Kate Bush has said she’s “very keen” to make a new album, confirming “I’ve got lots of ideas … it’s been a long time.”

The 66-year-old music legend made the exciting admission in a rare interview on BBC Radio 4’s Today programme this morning and said: “I’m really looking forward to getting back into that creative space”.

Bush was speaking to Emma Barnett to announce the release of Little Shrew (Snowflake), a new short film written and directed by the star inspired by Russia’s war on Ukraine.

The four minute animated clip depicts a shrew searching for hope as she travels across a bombed-out city. The clip is soundtracked by Snowflake, a song from Bush’s 2011 album, 50 Words for Snow.

The singer has not released any music since that 2011 work, but told Barnett that the film had given her inspiration to “[get] back into that creative space”.

“I’ve been caught up doing a lot of archive work over the last few years on all kinds of different levels: redesigning our website, putting a lyric book together,” the singer said.

“I’m very keen to start working on a new album when I’ve got this finished. I’ve got lots of ideas and I’m really looking forward to getting back into that creative space, it’s been a long time. Particularly the last year I’ve felt really ready to start doing something new.”

She added: ” “This animation has taken up a lot of time this year, so really once this is finished I’ll be ready to start anew.”

As for the new film, Bush explained she began working on the project a short time after the Russia-Ukraine war broke out.

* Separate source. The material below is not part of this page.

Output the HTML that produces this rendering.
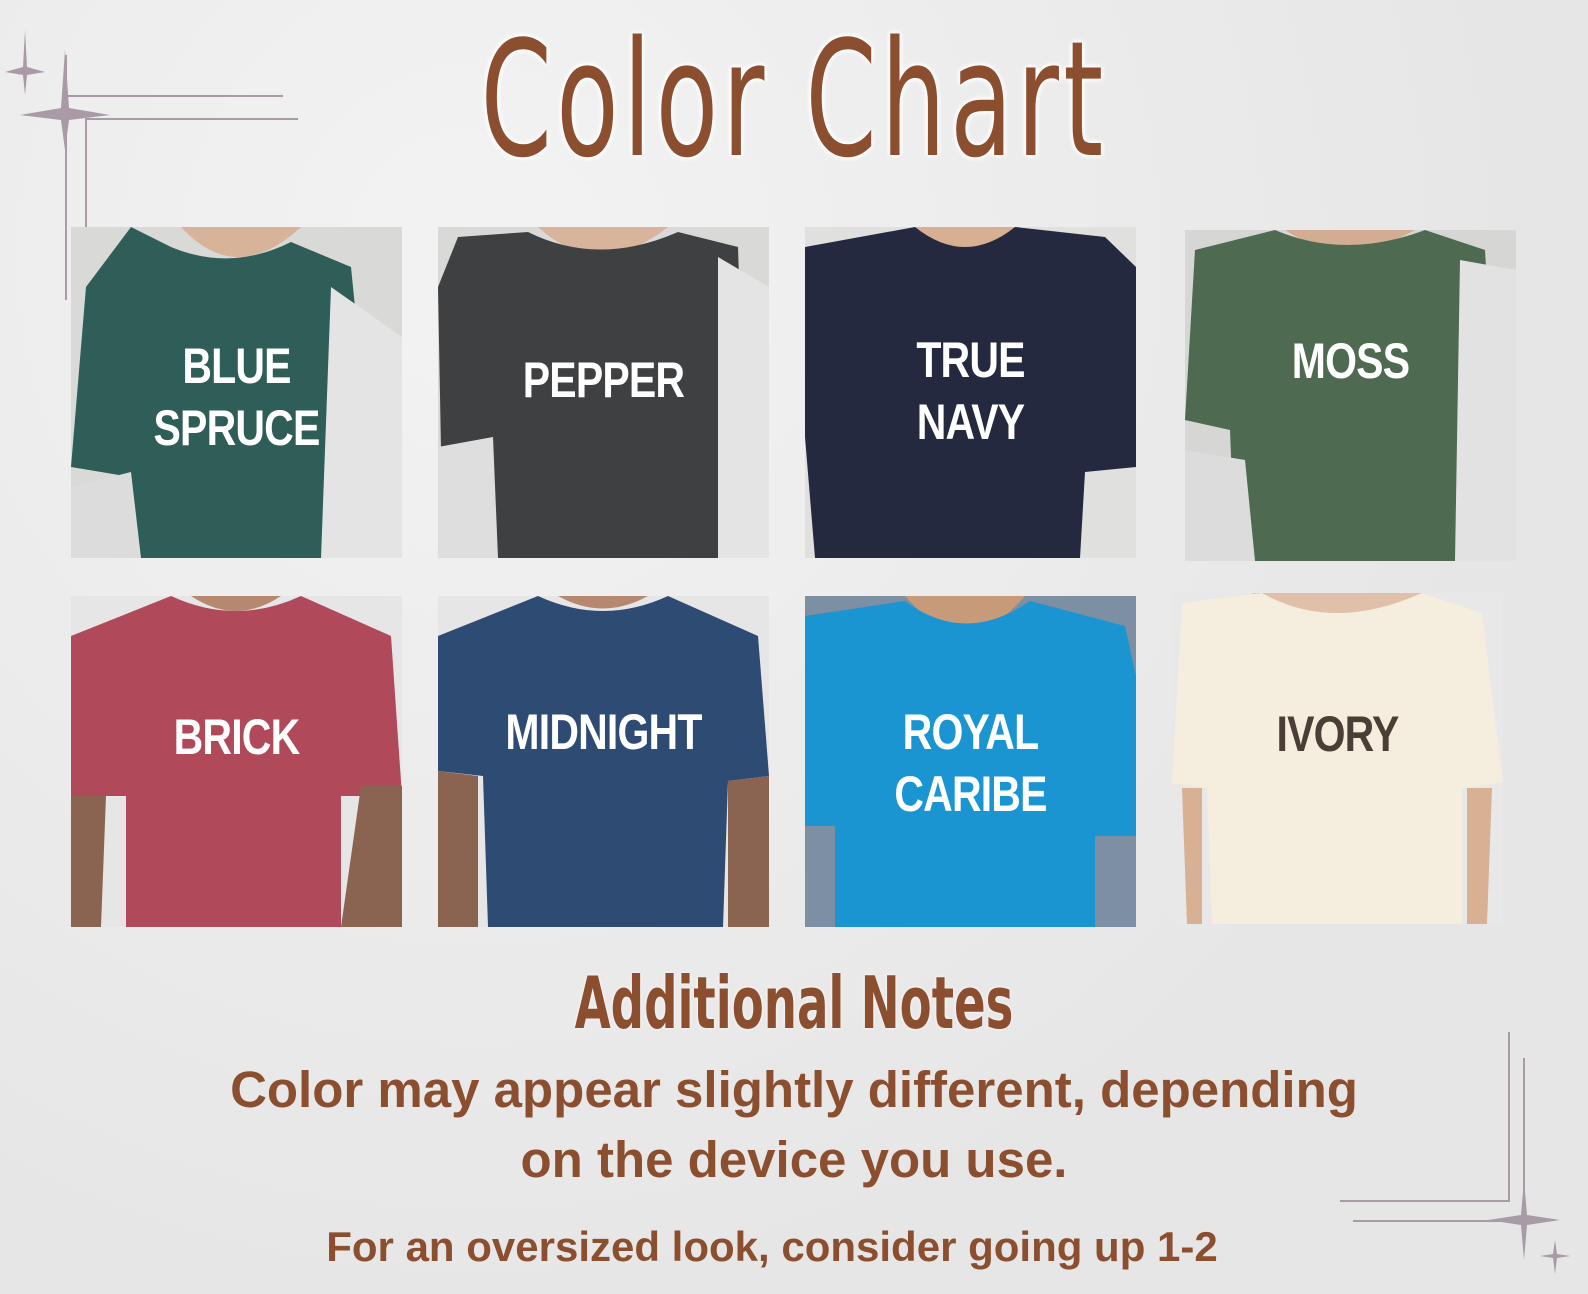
<!DOCTYPE html>
<html><head><meta charset="utf-8"><style>
body{margin:0;width:1588px;height:1294px;overflow:hidden;background:#ececec;position:relative;font-family:"Liberation Sans",sans-serif}
.bg{position:absolute;inset:0;background:radial-gradient(circle at 30% 20%,#f3f3f3,#e6e6e6 70%)}
.tile{position:absolute;width:331px;height:331px;overflow:hidden}
.tile svg{position:absolute;inset:0}
.lbl{position:absolute;left:0;right:0;text-align:center;color:#fff;font-weight:bold;font-size:50px;line-height:62px;transform:scaleX(0.82);letter-spacing:-1px;white-space:nowrap}
.title{position:absolute;left:0;top:15px;width:1588px;text-align:center;color:#8b4f2f;font-family:"DejaVu Sans Condensed","DejaVu Sans",sans-serif;font-size:160px;line-height:170px;transform:scaleX(0.71);white-space:nowrap;text-shadow:0 0 6px #fff,0 0 6px #fff,0 0 6px #fff;letter-spacing:6px}
.t{position:absolute;left:0;width:1588px;text-align:center;color:#8b4f2f;font-weight:bold;white-space:nowrap}
.line{position:absolute;background:#a89aa6}
</style></head><body>
<div class="bg"></div>
<div class="title">Color Chart</div>
<div class="line" style="left:65px;top:55px;width:2px;height:245px"></div>
<div class="line" style="left:85px;top:118px;width:2px;height:190px"></div>
<div class="line" style="left:85px;top:118px;width:213px;height:2px"></div>
<div class="line" style="left:65px;top:95px;width:218px;height:2px"></div>
<svg style="position:absolute;left:0;top:20px" width="120" height="130"><path d="M65 30 L69 88 L110 95 L69 100 L65 130 L61 100 L20 95 L61 88Z" fill="#a89aa6"/><path d="M25 10 L27 47 L45 52 L27 55 L25 75 L23 55 L5 52 L23 47Z" fill="#a89aa6"/></svg>
<div class="line" style="left:1508px;top:1032px;width:2px;height:170px"></div>
<div class="line" style="left:1523px;top:1058px;width:2px;height:190px"></div>
<div class="line" style="left:1340px;top:1200px;width:170px;height:2px"></div>
<div class="line" style="left:1353px;top:1220px;width:150px;height:2px"></div>
<svg style="position:absolute;left:1480px;top:1180px" width="108" height="114"><path d="M44 0 L47 35 L80 40 L47 45 L44 80 L41 45 L8 40 L41 35Z" fill="#a89aa6"/><path d="M75 60 L77 74 L90 76 L77 78 L75 94 L73 78 L60 76 L73 74Z" fill="#a89aa6"/></svg>

<div class="tile" style="left:71px;top:227px"><svg width="331" height="331"><rect width="331" height="331" fill="#d9d9d7"/><path d="M110 0 Q165 60 230 0Z" fill="#d7b39a"/><path d="M60 0 L100 20 Q160 45 220 15 L280 40 L300 240 L265 250 L260 331 L65 331 L60 250 L0 240 L15 60Z" fill="#2f5d58"/><path d="M260 60 L331 110 L331 331 L250 331Z" fill="#e4e4e4"/><path d="M0 260 L60 245 L70 331 L0 331Z" fill="#dcdcdc"/></svg>
<div class="lbl" style="top:108px">BLUE<br>SPRUCE</div></div>
<div class="tile" style="left:438px;top:227px"><svg width="331" height="331"><rect width="331" height="331" fill="#d9d9d7"/><path d="M100 0 Q160 55 230 0Z" fill="#d8b49c"/><path d="M20 10 L90 5 Q160 40 240 5 L300 20 L310 331 L5 331 L0 60Z" fill="#3f4042"/><path d="M280 30 L331 60 L331 331 L280 331Z" fill="#e4e4e4"/><path d="M0 220 L55 210 L60 331 L0 331Z" fill="#dedede"/></svg>
<div class="lbl" style="top:122px">PEPPER</div></div>
<div class="tile" style="left:805px;top:227px"><svg width="331" height="331"><rect width="331" height="331" fill="#e0e0de"/><path d="M110 0 Q160 70 215 0Z" fill="#d7b094"/><path d="M0 20 L110 0 Q160 40 210 0 L300 10 L331 40 L331 240 L280 245 L275 331 L10 331 L0 210Z" fill="#24293f"/></svg>
<div class="lbl" style="top:102px">TRUE<br>NAVY</div></div>
<div class="tile" style="left:1185px;top:230px"><svg width="331" height="331"><rect width="331" height="331" fill="#d6d6d4"/><path d="M100 0 Q160 40 230 0Z" fill="#d2ad94"/><path d="M10 20 L90 0 Q160 30 240 0 L300 20 L310 190 L280 200 L270 331 L50 331 L45 200 L0 190Z" fill="#4e6a50"/><path d="M275 30 L331 40 L331 331 L270 331Z" fill="#e2e2e2"/><path d="M0 220 L60 230 L70 331 L0 331Z" fill="#dcdcdc"/></svg>
<div class="lbl" style="top:100px">MOSS</div></div>

<div class="tile" style="left:71px;top:596px"><svg width="331" height="331"><rect width="331" height="331" fill="#e6e6e6"/><path d="M120 0 Q165 30 210 0Z" fill="#b78870"/><path d="M0 40 L100 0 Q165 30 230 0 L320 40 L331 200 L270 200 L270 331 L55 331 L55 200 L0 200Z" fill="#b0495a"/><path d="M0 200 L35 200 L30 331 L0 331Z M290 190 L331 190 L331 331 L270 331Z" fill="#8a6450"/></svg>
<div class="lbl" style="top:110px">BRICK</div></div>
<div class="tile" style="left:438px;top:596px"><svg width="331" height="331"><rect width="331" height="331" fill="#e6e6e6"/><path d="M120 0 Q165 25 210 0Z" fill="#b78870"/><path d="M0 40 L100 0 Q165 30 230 0 L320 40 L331 180 L290 185 L285 331 L50 331 L45 180 L0 175Z" fill="#2d4b73"/><path d="M0 175 L40 180 L40 331 L0 331Z M290 185 L331 180 L331 331 L290 331Z" fill="#8a6450"/></svg>
<div class="lbl" style="top:105px">MIDNIGHT</div></div>
<div class="tile" style="left:805px;top:596px"><svg width="331" height="331"><rect width="331" height="331" fill="#7d8fa3"/><path d="M100 0 Q160 70 220 0Z" fill="#c79a7a"/><path d="M0 20 L100 5 Q160 50 225 5 L320 30 L331 80 L331 240 L290 240 L290 331 L30 331 L30 230 L0 230Z" fill="#1b95d2"/></svg>
<div class="lbl" style="top:105px">ROYAL<br>CARIBE</div></div>
<div class="tile" style="left:1172px;top:593px"><svg width="331" height="331"><rect width="331" height="331" fill="#e8e8e8"/><path d="M80 0 Q160 60 250 0Z" fill="#e0c0a8"/><path d="M10 10 L90 0 Q160 40 250 0 L310 20 L331 190 L290 195 L290 331 L40 331 L35 195 L0 190Z" fill="#f5eddd"/><path d="M30 195 L10 195 L15 331 L30 331Z M295 195 L320 195 L315 331 L295 331Z" fill="#d8b094"/></svg>
<div class="lbl" style="top:110px;color:#4a3e36">IVORY</div></div>

<div class="t" style="top:958px;font-family:'DejaVu Sans Condensed','DejaVu Sans',sans-serif;font-size:72px;line-height:90px;transform:scaleX(0.72);text-shadow:0 0 4px #fff">Additional Notes</div>
<div class="t" style="top:1055px;font-size:51px;line-height:70px">Color may appear slightly different, depending<br>on the device you use.</div>
<div class="t" style="top:1222px;left:-22px;font-size:42px;line-height:50px">For an oversized look, consider going up 1-2</div>
</body></html>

“I think it was such a shock for all of us, it’s been such a long period of peace that we’ve all been living through,” she said. “And I just thought that I really wanted to make a little animation that would feature… originally a little girl, it was really the idea of a child and children who are caught up in war, I wanted to draw attention to how horrific it is for children. So I came up with this idea for a little storyboard.”

Explaining the decision to use a shrew to depict the plight of Ukrainians, she added: ““I think to a certain extent we’ve all become really desensitised by the violence that we see in films all the time, where people are just being slaughtered.

“But if a dog were to be killed in a film, everyone would be up in arms. It’s a terrible thing to say but I think there is an element of truth in that.”

Bush added to Barnett that she was not quite ready to return to the stage, with her last performances coming in a 2014 residency at London’s Hammersmith Apollo.

She also garnered a new legion of fans in 2021 when her 1985 hit ‘Running Up That Hill’ featured in a pivotal scene in the fourth season of Stranger Things. It eventually topped a billion streams on Spotify.